I personally never saw myself in the shoes I fill right now, working in the public and private sector for an annual world-class sports event in the Kingdom of Bahrain. This is pure sports, but what does it have to do with Political Science? I have done an interview recently at Slowtwitch, the most famous triathlon forums today. Have a read first and then let me continue later.

“ST: Can we talk about politics a little? Not my normal topic.

Saqer Al Khalifa: No problem.

ST: I, like a lot of us in the Western world, were excited by the Arab Spring and the notion that democracy had found a foothold in the Middle East. I still am, in a primal sense, on the side of the underdog who rises up against what feels to him like tyranny. But I’m not seeing a lot of Switzerlands popping up where the Arab Spring has been most ardent; in fact, the West’s posture toward Syria is in flux; is Bashar al-Assad our functional ally against ISIS? It’s crazy. I don’t want to put words in your mouth so I’ll just stop and let you respond.

Saqer Al Khalifa: I’m a political scientist. A lot of political scientists would agree with me, but the analysts and politicians who are not political scientists, most of them jumped the gun. You can’t make decisions about peoples’ lives this fast. It was a very oversimplified view of the situation. There’s a misperception in the West the way Arabs and tribalism works. Different systems constrain different politicians. Every place [in the Arab world] the West exercised its influence to make a change in government is in total chaos today. The only places that are not in chaos were those that absorbed – amid criticism – the pressure by being smart. The smartest thing to do is to acknowledge that you are limited in your resources. You have a wish list, on top of which is to have an approval rate by the majority of your population, whether a democracy, a monarchy, or a constitutional monarchy. Triathlon is just one little thing we can do to bring to the streets of Bahrain a healthy lifestyle, social development, the unity among the population, the rich and the poor coming together in a triathlon waiting at the finish line. There isn’t a financial profit for us with this race. The true profit is social development, unity among the population, to level the social gaps, rich and the poor both coming across the finish line.

ST: So, you’re telling me that instead of this being a tourism effort, bringing Germans and Englishmen to Bahrain to spend tourism dollars, your vision is social leveling on the starting line?

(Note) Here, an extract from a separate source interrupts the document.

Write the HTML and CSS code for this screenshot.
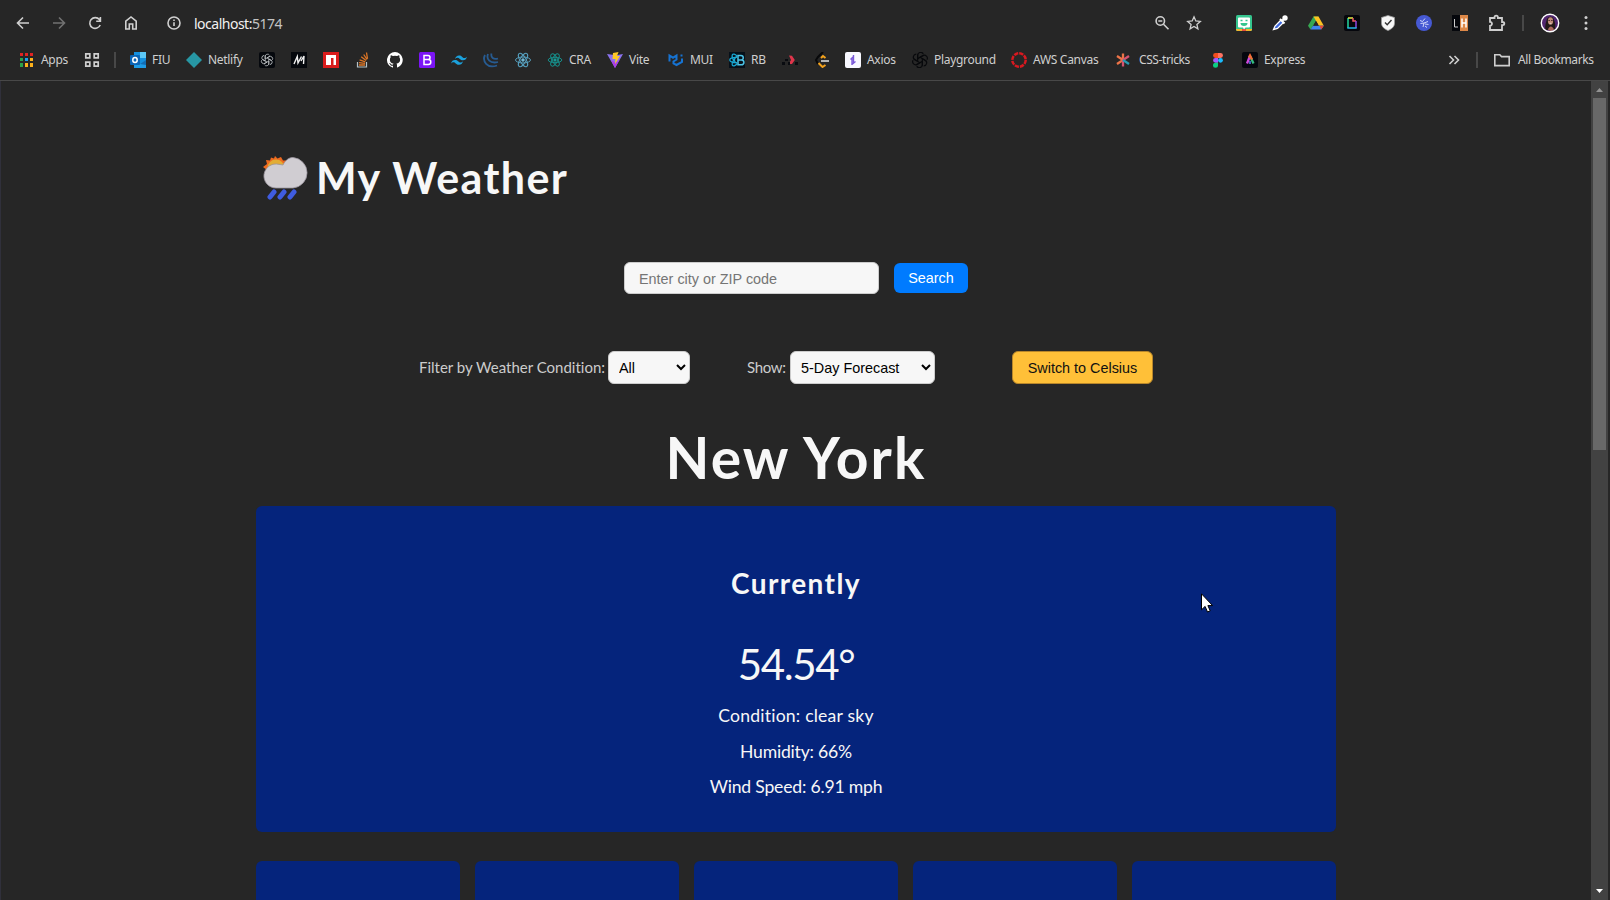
FILE: index.html
```html
<!DOCTYPE html>
<html lang="en">
<head>
<meta charset="utf-8">
<title>My Weather</title>
<link rel="stylesheet" href="styles.css">
</head>
<body>
<header class="chrome">
  <div class="toolbar">
    <div class="nav">
      <svg width="16" height="16" viewBox="0 0 16 16" class="line"><path d="M14 8H3M8 2.5 2.5 8 8 13.5"/></svg>
      <svg width="16" height="16" viewBox="0 0 16 16" class="line dim"><path d="M2 8h11M8 2.5 13.500 8 8 13.500"/></svg>
      <svg width="16" height="16" viewBox="0 0 16 16" class="line"><path d="M13.200 10A5.400 5.400 0 1 1 12.400 4.600L13.500 6M13.400 2V6.200H9.200"/></svg>
      <svg width="16" height="16" viewBox="0 0 16 16" class="line"><path d="M2.800 6.200 8 2l5.200 4.200V14H9.700V9H6.300v5H2.800z"/></svg>
    </div>
    <div class="address">
      <svg width="16" height="16" viewBox="0 0 16 16" class="line"><circle cx="8" cy="8" r="6"/><path d="M8 7.200V11M8 4.600v1.400"/></svg>
      <span class="url"><b>localhost:</b>5174</span>
    </div>
    <div class="page-actions">
      <svg width="16" height="16" viewBox="0 0 16 16" class="line"><circle cx="6.300" cy="6" r="4.200"/><path d="M9.500 9.200 14.500 14.300M4.300 6h4"/></svg>
      <svg width="16" height="16" viewBox="0 0 16 16" class="line star"><path d="M8 1.800 9.800 6l4.500.4-3.400 3 1 4.400L8 11.500l-3.900 2.300 1-4.400-3.400-3L6.200 6z"/></svg>
    </div>
    <div class="extensions">
      <svg width="16" height="16" viewBox="0 0 16 16"><rect width="16" height="16" rx="1.500" fill="#35c58e"/><path d="M0 14h16v1l-1 1H1l-1-1z" fill="#f2b52d"/><path d="M6 14h4v2H6z" fill="#e64d3c"/><path d="M3 2.500h10a1 1 0 0 1 1 1v8a1 1 0 0 1-1 1H9.500L8 14.500 7 12.500H3a1 1 0 0 1-1-1v-8a1 1 0 0 1 1-1z" fill="#fff"/><path d="M4.500 5.500h2M9.500 5.500h2" stroke="#35c58e" stroke-width="1.600"/><path d="M4.500 8h7a3.500 3 0 0 1-7 0z" fill="#35c58e"/></svg>
      <svg width="16" height="16" viewBox="0 0 16 16"><path d="M1.500 14.500 3 11l6-6 2.500 2.500-6 6z" fill="#3d68dc" stroke="#fff" stroke-width="1.300"/><path d="m8 4 4.500 4.500M10 6l3-3" stroke="#fff" stroke-width="2"/><circle cx="13" cy="3" r="2.700" fill="#fff"/></svg>
      <svg width="16" height="16" viewBox="0 0 16 16"><path d="M5.500 1.500h5L5 11l-2.500 3.500L0 10.700z" fill="#36a852"/><path d="M5.500 1.500h5l5.300 9.200h-5z" fill="#fdc220"/><path d="M5 10.700h10.800l-2.600 3.800H2.500z" fill="#3f86ee"/><path d="M15.800 10.700h-4.300l1.700 3.800z" fill="#e84635"/><path d="M8 6 5.300 10.500h5.400z" fill="#262626"/></svg>
      <svg width="16" height="16" viewBox="0 0 16 16"><rect width="16" height="16" rx="2" fill="#05060c"/><path d="M4 13V3" stroke="#23d99e" stroke-width="1.500"/><path d="M4 3h5" stroke="#e9ec45" stroke-width="1.500"/><path d="M9 3v3h3" stroke="#ef5964" stroke-width="1.500" fill="none"/><path d="M12 6v7" stroke="#8c45dd" stroke-width="1.500"/><path d="M3.300 13h9.400" stroke="#25b6e7" stroke-width="1.500"/></svg>
      <svg width="16" height="16" viewBox="0 0 16 16"><path d="M8 .5 14.500 2.500V8c0 4-3 6-6.500 7.500C4.500 14 1.500 12 1.500 8V2.500z" fill="#f7f7f7" stroke="#9a9a9a" stroke-width=".8"/><path d="m5 7.500 2.200 2.200L11.500 5" class="ink"/></svg>
      <svg width="16" height="16" viewBox="0 0 16 16"><circle cx="8" cy="8" r="8" fill="#4659d3"/><g stroke="#dfe4ff" stroke-width=".9" fill="none"><path d="m4 5.500 2.500 1 2.500-3M8 8l4-1.500M4.500 8.500 8 8l-1 4M9 9l3.500.5M9 11l2 1.500"/></g></svg>
      <svg width="16" height="16" viewBox="0 0 16 16"><path d="M0 0h8v16H0z" fill="#05070c"/><path d="M8 0h8v16H8z" fill="#dd8848"/><path d="M2.500 4v8H6" stroke="#ccc" fill="none"/><path d="M10 3.500v9M14 3.500v9M10 8h4" stroke="#fff" stroke-width="1.500"/></svg>
      <svg width="18" height="18" viewBox="0 0 18 18" class="line thick"><path d="M2 4h4.500V3.300a1.700 1.700 0 0 1 3.400 0V4H14v4h.7a1.500 1.500 0 0 1 0 3.200H14V16H2v-4.200a2 2 0 0 0 0-4z"/></svg>
    </div>
    <i class="sep"></i>
    <svg class="avatar" width="20" height="20" viewBox="0 0 20 20"><circle cx="10" cy="10" r="9" fill="#50256e"/><path d="M5.500 17c-1-4 .5-8 1.500-11 2-3 6-3 7 1 2 4 1 8 1 10z" fill="#211918"/><ellipse cx="10.500" cy="8" rx="2.600" ry="3.800" fill="#c08c78"/><path d="M8.300 7.500h1.700M11 7.500h1.700" stroke="#4a2c30" stroke-width=".9"/><path d="M9.500 10.300h2" stroke="#eee" stroke-width=".7"/><path d="M8 17c1-4 4-5 6 0l-3 1z" fill="#a9685c"/><circle cx="10" cy="10" r="8.700" fill="none" stroke="#fff" stroke-width="1.400"/></svg>
    <svg class="kebab" width="4" height="16" viewBox="0 0 4 16" fill="#cfcfcf"><circle cx="2" cy="2.500" r="1.500"/><circle cx="2" cy="8" r="1.500"/><circle cx="2" cy="13.500" r="1.500"/></svg>
  </div>

  <nav class="bookmarks">
    <a class="bm"><svg width="14" height="14" viewBox="0 0 14 14"><path d="M0 0h3v3H0zM5 0h3v3H5zM10 0h3v3h-3z" fill="#e02323"/><path d="M0 5h3v3H0zM0 10h3v4H0z" fill="#2ba24c"/><path d="M5 5h3v3H5z" fill="#1ca0f2"/><path d="M10 5h3v3h-3zM5 10h3v4H5zM10 10h3v4h-3z" fill="#fdb11b"/></svg><span class="apps">Apps</span></a>
    <a class="bm"><svg width="16" height="16" viewBox="0 0 16 16" fill="none" stroke="#cfcfcf" stroke-width="1.700"><path d="M1.800 1.800h4v4h-4zM10.200 1.800h4v4h-4zM1.800 10.200h4v4h-4zM10.200 10.200h4v4h-4z"/></svg></a>
    <i class="sep"></i>
    <a class="bm"><svg width="16" height="16" viewBox="0 0 16 16"><path d="M4 0h12v16H4z" fill="#1490df"/><path d="M10 0h6v6h-6z" fill="#5cc8f6"/><path d="m4 9 6 3 6-4v8H4z" fill="#1e9be6"/><path d="m10 12 6-4v5z" fill="#126cb3"/><rect y="3" width="10" height="10" rx="1" fill="#0b64b5"/><ellipse cx="5" cy="8" rx="2.200" ry="2.500" fill="none" stroke="#fff" stroke-width="1.500"/></svg><span class="fiu">FIU</span></a>
    <a class="bm"><svg width="16" height="16" viewBox="0 0 16 16"><path d="m8 0 8 8-8 8-8-8z" fill="#2797a4"/></svg><span class="netlify">Netlify</span></a>
    <a class="bm"><svg width="16" height="16" viewBox="0 0 16 16"><rect width="16" height="16" rx="2" fill="#05080d"/><g fill="none" stroke="#c5c9cc" stroke-width=".75"><path id="petal" d="M6.200 9V4.500a2.300 2.300 0 0 1 4.300-1.200M8 5.900 11 4.200"/><use href="#petal" transform="rotate(60 8 8)"/><use href="#petal" transform="rotate(120 8 8)"/><use href="#petal" transform="rotate(180 8 8)"/><use href="#petal" transform="rotate(240 8 8)"/><use href="#petal" transform="rotate(300 8 8)"/></g></svg></a>
    <a class="bm"><svg width="16" height="16" viewBox="0 0 16 16"><rect width="16" height="16" fill="#05080d"/><path d="M3 12 6.300 4.500 7 11l3.500-6.500M10 9l3-5-.5 8" fill="none" stroke="#f1f1f1" stroke-width="1.400"/></svg></a>
    <a class="bm"><svg width="16" height="16" viewBox="0 0 16 16"><rect width="16" height="16" fill="#d91c1c"/><path d="M3 3h10v10h-2.500V6H8v7H3z" fill="#fff"/></svg></a>
    <a class="bm"><svg width="16" height="16" viewBox="0 0 16 16" fill="none"><path d="M2.500 10v5h9v-5" stroke="#b8c3c6" stroke-width="1.200"/><path d="M4 13h6M4 10.600l6 .8M4.600 7.800l5.700 2M6.200 4.800l4.900 3.800M8.700 2.500l3.300 5M11.500.5l1 6.300" stroke="#dd7626" stroke-width="1.300"/></svg></a>
    <a class="bm"><svg width="16" height="16" viewBox="0 0 16 16"><path fill="#fff" d="M8 0a8 8 0 0 0-2.500 15.600c.4.100.5-.2.500-.4v-1.500c-2.200.5-2.700-1-2.700-1-.4-.9-.9-1.200-.9-1.200-.7-.5.100-.5.100-.5.800.1 1.200.8 1.200.8.700 1.200 1.900.9 2.300.7.100-.5.300-.9.500-1.100-1.800-.2-3.600-.9-3.600-4 0-.9.300-1.600.8-2.100-.1-.2-.4-1 .1-2.100 0 0 .7-.2 2.200.8a7.700 7.700 0 0 1 4 0c1.500-1 2.200-.8 2.200-.8.400 1.100.2 1.900.1 2.100.5.600.8 1.300.8 2.100 0 3.100-1.900 3.800-3.700 4 .3.300.6.800.6 1.500v2.200c0 .2.100.5.500.4A8 8 0 0 0 8 0z"/></svg></a>
    <a class="bm"><svg width="16" height="16" viewBox="0 0 16 16"><rect width="16" height="16" rx="1.500" fill="#7b14f5"/><path d="M5 3.500h4a2 2 0 0 1 0 4H5h4.300a2.400 2.400 0 0 1 0 5H5z" fill="none" stroke="#fff" stroke-width="1.500"/></svg></a>
    <a class="bm"><svg width="16" height="16" viewBox="0 0 16 16"><path fill="#1ba1dc" d="M4 7c.6-2.400 2-3.600 4-3.600 3 0 3.400 2.300 5 2.600 1 .3 2 0 3-1.200-.6 2.400-2 3.500-4 3.500-3 0-3.500-2.200-5-2.500C6 5.600 5 5.900 4 7zM0 11.500C.7 9.100 2 8 4 8c3 0 3.500 2.200 5 2.500 1 .3 2-.1 3-1.300-.6 2.400-2 3.600-4 3.600-3 0-3.400-2.300-5-2.600-1-.2-2 .1-3 1.300z"/></svg></a>
    <a class="bm"><svg width="16" height="16" viewBox="0 0 16 16" fill="none" stroke="#275b91" stroke-width="1.800"><path d="M2 3c-3 6 2 14 12 10.500M5 2c-2 5 2 10 10 8M8.500 1.500c-1 4 2 6.500 6.500 5"/></svg></a>
    <a class="bm"><svg width="16" height="16" viewBox="0 0 16 16" fill="none" stroke="#559dbb" stroke-width="1"><ellipse cx="8" cy="8" rx="7.500" ry="3"/><ellipse cx="8" cy="8" rx="7.500" ry="3" transform="rotate(60 8 8)"/><ellipse cx="8" cy="8" rx="7.500" ry="3" transform="rotate(120 8 8)"/><circle cx="8" cy="8" r="1.300" fill="#9ed9ee"/></svg></a>
    <a class="bm"><svg width="16" height="16" viewBox="0 0 16 16" fill="none" stroke="#168f8b" stroke-width="1"><ellipse cx="8" cy="8" rx="6.800" ry="2.700"/><ellipse cx="8" cy="8" rx="6.800" ry="2.700" transform="rotate(60 8 8)"/><ellipse cx="8" cy="8" rx="6.800" ry="2.700" transform="rotate(120 8 8)"/><circle cx="8" cy="8" r="1.200" fill="#21b7ab"/></svg><span class="cra">CRA</span></a>
    <a class="bm"><svg width="16" height="16" viewBox="0 0 16 16"><path d="M0 2 8 16l8-14-7 1.200z" fill="#8b73ef"/><path d="M8 16 4 8l5 3 4-4z" fill="#ae3ce5"/><path d="M6 1 11.500 0 10 4h3l-5 8 .5-5H5.500z" fill="#fec926"/></svg><span class="vite">Vite</span></a>
    <a class="bm"><svg width="16" height="16" viewBox="0 0 16 16" fill="none" stroke="#1673d2" stroke-width="2"><path d="M1.500 9.500V3.500L5 5.700l3.500-2.200V7.500L5.500 9.500v2l3 1.500 5.500-3V6.500M13.500 4.500V2.500"/></svg><span class="mui">MUI</span></a>
    <a class="bm"><svg width="16" height="16" viewBox="0 0 16 16"><rect width="16" height="16" fill="#071019"/><g fill="none" stroke="#18a8d3" stroke-width="1.200"><path d="M8 5.500C4 5 .7 6.300.7 8s3.300 3 7.300 2.500M8 4C6 2 4 1.500 3.300 2.800S4 8 8 12M8 4C4 8 2.500 12 3.300 13.200S6 14 8 12"/><circle cx="5" cy="8" r=".7"/></g><path d="M9 3.500h3a2.200 2.200 0 0 1 0 4.500H9h3.500a2.400 2.400 0 0 1 0 4.800H9z" fill="none" stroke="#4cc3e6" stroke-width="1.500"/></svg><span class="rb">RB</span></a>
    <a class="bm"><svg width="16" height="16" viewBox="0 0 16 16"><path d="m7 3.500 3 .3L12.800 8 10 12H6.500L9 8z" fill="#df354b"/><path d="M3 7h3v2H3zM0 10h3v3H0zM13 10h3v3h-3zM6 10h2v3H6z" fill="#090b10"/></svg></a>
    <a class="bm"><svg width="17" height="16" viewBox="0 0 17 16" fill="none" stroke-width="2"><path d="m9 0-5 5-2 3 2 4" stroke="#08090b"/><path d="M11.500 6 9 4 7 6M4.500 11l4 4 3-2" stroke="#f4a21b"/><path d="M7 9h8" stroke="#b5b5b5"/></svg></a>
    <a class="bm axios"><svg width="16" height="16" viewBox="0 0 16 16"><rect width="16" height="16" rx="2" fill="#f8f8ff"/><path d="M8.500 3v8M7 6.500V13M8 5 5.500 7.500M7.500 12l3-2.500" stroke="#7958d8" stroke-width="1.400"/></svg><span class="axios-label">Axios</span></a>
    <a class="bm"><svg width="16" height="16" viewBox="0 0 16 16" fill="none" stroke="#08090c" stroke-width=".9"><g transform="translate(8 8) scale(1.300) translate(-8 -8)"><use href="#petal"/><use href="#petal" transform="rotate(60 8 8)"/><use href="#petal" transform="rotate(120 8 8)"/><use href="#petal" transform="rotate(180 8 8)"/><use href="#petal" transform="rotate(240 8 8)"/><use href="#petal" transform="rotate(300 8 8)"/></g></svg><span class="playground">Playground</span></a>
    <a class="bm"><svg width="16" height="16" viewBox="0 0 16 16" fill="none"><circle cx="8" cy="8" r="6.700" stroke="#d71920" stroke-width="2.500" stroke-dasharray="4.260 1"/></svg><span class="aws">AWS Canvas</span></a>
    <a class="bm"><svg width="17" height="16" viewBox="0 0 17 16" fill="none" stroke-width="2.300"><path d="M8 8V1.500M8 8 2 4M8 8l-6 4" stroke="#ee7448"/><path d="M8 8v6.500M8 8l6-4" stroke="#d8536f"/><path d="m8 8 6 4" stroke="#2a9ab1"/></svg><span class="css">CSS-tricks</span></a>
    <a class="bm figma"><svg width="16" height="16" viewBox="0 0 16 16"><path d="M8 1H5.500a2.400 2.400 0 0 0 0 4.900H8z" fill="#f24e1e"/><path d="M8 1h2.500a2.400 2.400 0 0 1 0 4.900H8z" fill="#ff7262"/><path d="M8 5.900H5.500a2.400 2.400 0 0 0 0 4.900H8z" fill="#a259ff"/><circle cx="10.500" cy="8.300" r="2.400" fill="#1abcfe"/><path d="M8 10.800H5.500A2.500 2.500 0 1 0 8 13.300z" fill="#0acf83"/></svg></a>
    <a class="bm"><svg width="16" height="16" viewBox="0 0 16 16"><rect width="16" height="16" rx="2" fill="#05070e"/><path d="M5 11.500 8 4" stroke="#cf49dc" stroke-width="2.300"/><path d="m8 4 3.500 7.500" stroke="#36bb80" stroke-width="2.300"/><path d="m7 5.500 1-2 2 4" fill="none" stroke="#f46a36" stroke-width="2.300"/><path d="M8 9v3" stroke="#587df2" stroke-width="1.500"/></svg><span class="express">Express</span></a>
    <div class="bm-end">
      <svg width="12" height="12" viewBox="0 0 12 12" class="line"><path d="m1.500 2 4 4-4 4M6.500 2l4 4-4 4"/></svg>
      <i class="sep"></i>
      <svg width="16" height="16" viewBox="0 0 16 16" class="line"><path d="M.8 2.800h5l1.700 1.800h7.700v9H.8z"/></svg>
      <span class="all">All Bookmarks</span>
    </div>
  </nav>
</header>

<div class="viewport">
  <main class="app">
    <h1 class="brand">
      <svg width="46" height="44" viewBox="0 0 46 44"><path d="m12 0 2.500 2.500L18 1l2 3.500h4L23 8l3 3-4 11L8 23l-1-4-4-1 1-4-4-3 4-3-1-4 4 .5L8 1.500l3 1z" fill="#ee6a20"/><circle cx="13" cy="12" r="8.500" fill="#e2ad35"/><path d="M13 32a12 12 0 1 1 3-23.600l4 .6C22.500 4 26 1.500 30 1.500a15.300 15.300 0 0 1 0 30.500z" fill="#d0cdd2" stroke="#9a949e" stroke-width=".8"/><path d="m11 36-4 5M21 36l-4 5M31 36l-4 5" stroke="#3f5ce0" stroke-width="5" stroke-linecap="round"/></svg>
      <span class="brand-text">My Weather</span>
    </h1>
    <form class="search">
      <input type="text" placeholder="Enter city or ZIP code">
      <button type="button" class="search-btn">Search</button>
    </form>
    <div class="filters">
      <label class="filter-label">Filter by Weather Condition:</label>
      <select class="condition"><option>All</option></select>
      <label class="show-label">Show:</label>
      <select class="range"><option>5-Day Forecast</option></select>
      <button type="button" class="unit-btn">Switch to Celsius</button>
    </div>
    <h2 class="city">New York</h2>
    <section class="current">
      <h3>Currently</h3>
      <p class="temp">54.54°</p>
      <p class="cond">Condition: clear sky</p>
      <p class="hum">Humidity: 66%</p>
      <p class="wind">Wind Speed: 6.91 mph</p>
    </section>
    <section class="forecast"><article></article><article></article><article></article><article></article><article></article></section>
  </main>
  <div class="scrollbar">
    <svg width="17" height="17" viewBox="0 0 17 17"><path d="m5 11 3.500-4L12 11z" fill="#929292"/></svg>
    <i class="thumb"></i>
    <svg class="down" width="17" height="17" viewBox="0 0 17 17"><path d="m5 6 3.500 4L12 6z" fill="#fff"/></svg>
  </div>
</div>
<svg class="cursor" width="12" height="20" viewBox="0 0 12 20"><path d="M.5.8v16l3.600-3.400L6.500 19l2.700-1.200-2.300-5.200h4.700z" fill="#fff" stroke="#000"/></svg>
</body>
</html>
```
FILE: styles.css
```css
* { box-sizing: border-box; }

body {
  margin: 0;
  width: 1610px;
  height: 900px;
  overflow: hidden;
  background: #262626;
  color: #f7f7f7;
  font-family: Lato, "Open Sans", sans-serif;
  font-variant-ligatures: none;
}

svg { flex: none; display: block; }
h1, h2, h3, p { margin: 0; }

.line { fill: none; stroke: #cfcfcf; stroke-width: 1.6; }
.thick { stroke-width: 1.8; }
.star { stroke-width: 1.3; }
.dim { stroke: #717171; }
.ink { fill: none; stroke: #333; stroke-width: 1.4; }
.sep { width: 2px; height: 16px; background: #484848; flex: none; }

/* browser frame */
.chrome {
  height: 81px;
  border-bottom: 1px solid #484848;
  font-family: "Noto Sans", "Open Sans", sans-serif;
}
.toolbar { display: flex; align-items: center; height: 46px; padding-left: 15px; }
.nav { display: flex; gap: 20px; }
.address { display: flex; align-items: center; gap: 12px; margin-left: 27px; }
.url { width: 100px; font-size: 14px; letter-spacing: -0.5px; color: #c3c3c3; white-space: nowrap; }
.url b { font-weight: 400; color: #f1f1f1; }
.page-actions { display: flex; gap: 16px; margin-left: auto; }
.extensions { display: flex; align-items: center; gap: 20px; margin-left: 34px; }
.toolbar > .sep { margin-left: 16px; }
.avatar { margin-left: 16px; }
.kebab { margin: 0 22px 0 24px; }

.bookmarks { display: flex; align-items: center; gap: 16px; height: 28px; padding-left: 20px; font-size: 12px; color: #cfcfcf; }
.bm { display: flex; align-items: center; gap: 6px; white-space: nowrap; }
.bm span, .bm-end span { letter-spacing: -0.3px; line-height: 16px; white-space: nowrap; }
.bookmarks > .sep { margin: 0 -2px 0 -2px; }
.apps { width: 27px; margin-left: 1px; }
.fiu { width: 18px; }
.netlify { width: 35px; }
.cra { width: 22px; }
.vite { width: 23px; }
.mui { width: 23px; }
.rb { width: 15px; }
.axios { margin-left: -2px; }
.axios-label { width: 29px; }
.playground { width: 61px; }
.aws { width: 66px; }
.css { width: 55px; }
.figma { margin-left: 1px; }
.express { width: 40px; }
.bm .css { margin-left: 1px; width: 54px; letter-spacing: -0.4px; }
.bm-end { display: flex; align-items: center; margin: 0 16px 0 auto; }
.bm-end .sep { margin: 0 16px; }
.bm-end .all { width: 76px; margin-left: 8px; letter-spacing: -0.4px; }

/* page */
.viewport { display: flex; height: 819px; overflow: hidden; padding-right: 2px; border-left: 1px solid #30303b; }
.app { width: 1080px; margin-left: 255px; }
.brand { display: flex; height: 181px; padding: 75px 0 0 7px; font-size: 43px; font-weight: 700; letter-spacing: 1.4px; }
.brand-text { margin-left: 7px; line-height: 44px; white-space: nowrap; }

input, select, button { height: 33px; border: 1px solid #ccc; border-radius: 6px; font: 14.4px "Liberation Sans", Arial, sans-serif; }
.search { display: flex; align-items: center; height: 32px; padding-left: 368px; }
.search input { width: 255px; height: 32px; padding: 1px 14px 0; background: #f7f7f7; }
.search input::placeholder { color: #757575; }
.search-btn { width: 74px; height: 30px; margin-left: 15px; padding: 0; border: 0; background: #007bff; color: #fff; }

.filters { display: flex; align-items: center; margin-top: 57px; height: 33px; padding-left: 163px; font-size: 15px; color: #ccc; }
.filters label { padding-bottom: 2px; white-space: nowrap; }
.filter-label { width: 189px; }
select { padding: 1px 6px 0; background: #f7f7f7; color: #000; }
.condition { width: 82px; }
.show-label { width: 43px; margin-left: 57px; letter-spacing: -0.3px; }
.range { width: 145px; }
.unit-btn { width: 141px; margin-left: 77px; padding: 1px 0 0; background: #ffc038; border-color: #b8862a; color: #111; }

.city { height: 122px; padding-top: 38px; font-size: 57px; line-height: 70px; letter-spacing: 2.1px; text-align: center; }
.current { height: 326px; padding-top: 57px; border-radius: 6px; background: #05247c; text-align: center; }
.current h3 { font-size: 28px; line-height: 40px; letter-spacing: 1.4px; }
.temp { margin-top: 39px; font-size: 42px; line-height: 44px; font-weight: 400; letter-spacing: -1.4px; }
.cond, .hum, .wind { font-size: 17.6px; line-height: 35.5px; letter-spacing: -0.2px; }
.cond { margin-top: 12px; letter-spacing: 0.2px; }
.forecast { display: grid; grid-template-columns: repeat(5, 1fr); gap: 15px; margin-top: 29px; }
.forecast article { height: 39px; border-radius: 6px 6px 0 0; background: #05247c; }

.scrollbar { display: flex; flex-direction: column; width: 17px; height: 819px; margin-left: auto; background: #424242; }
.thumb { width: 13px; height: 352px; margin: 0 2px; background: #686868; }
.down { margin-top: auto; }

.cursor { position: absolute; left: 1201px; top: 593px; }
```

Saqer Al Khalifa: We go to Mecca every year. All Muslims go there. The rich and the poor wear the same thing, you can’t tell them apart. Why can’t we do that here, in triathlon? A Mecca in triathlon. Everybody looking the same when in their wetsuits. Bahrainis, even expats, get half off the entry, and His Highness’s foundation, any person in Bahraini who can’t pay to enter, it’ll sponsor his entry. We put $50,000 of the prize purse just for Bahraini citizens. The first beneficiaries of the triathlon will be the citizens of this country and the citizens of the GCC [Gulf Cooperative Council]. Yes, we hope for tourism, but this also circles back to the locals. Triathlon checks every single box, but the most important box is social development. You will never achieve what you want by force, you will never achieve what you want with an air force. You can achieve more by making people like you than by making people fear you. With triathlon you connect with people emotionally, with quality. I’m 15 minutes late for an appointment, but I cannot stop talking about this. I was disappointed when we were talking to Ironman, they couldn’t see this. Challenge said we don’t want to sell our rights to you, we want to be a part of what you do. This guy, Felix [Walchshöfer, head of Challenge], today he’s the most important person in triathlon. He’s the person everyone should look to. I love the guy. He came to Bahrain, went everywhere, was captivated by the art, the history of Bahrain, the local market, very good listener, doesn’t push his ideas on you, he’s a guy you can trust.”

As you can see here, I have found in what I do something that works directly with my years of work. This is a driving force for my performance because it makes me believe first and foremost that the best political took for success is to be original in providing for your people. The fruits of success would come later, in forms of smiles and personal satisfaction first, and unity and stability second.

Never give up believing, always find that window of opportunity, and try to align your heart and mind so the perfect formula would surface.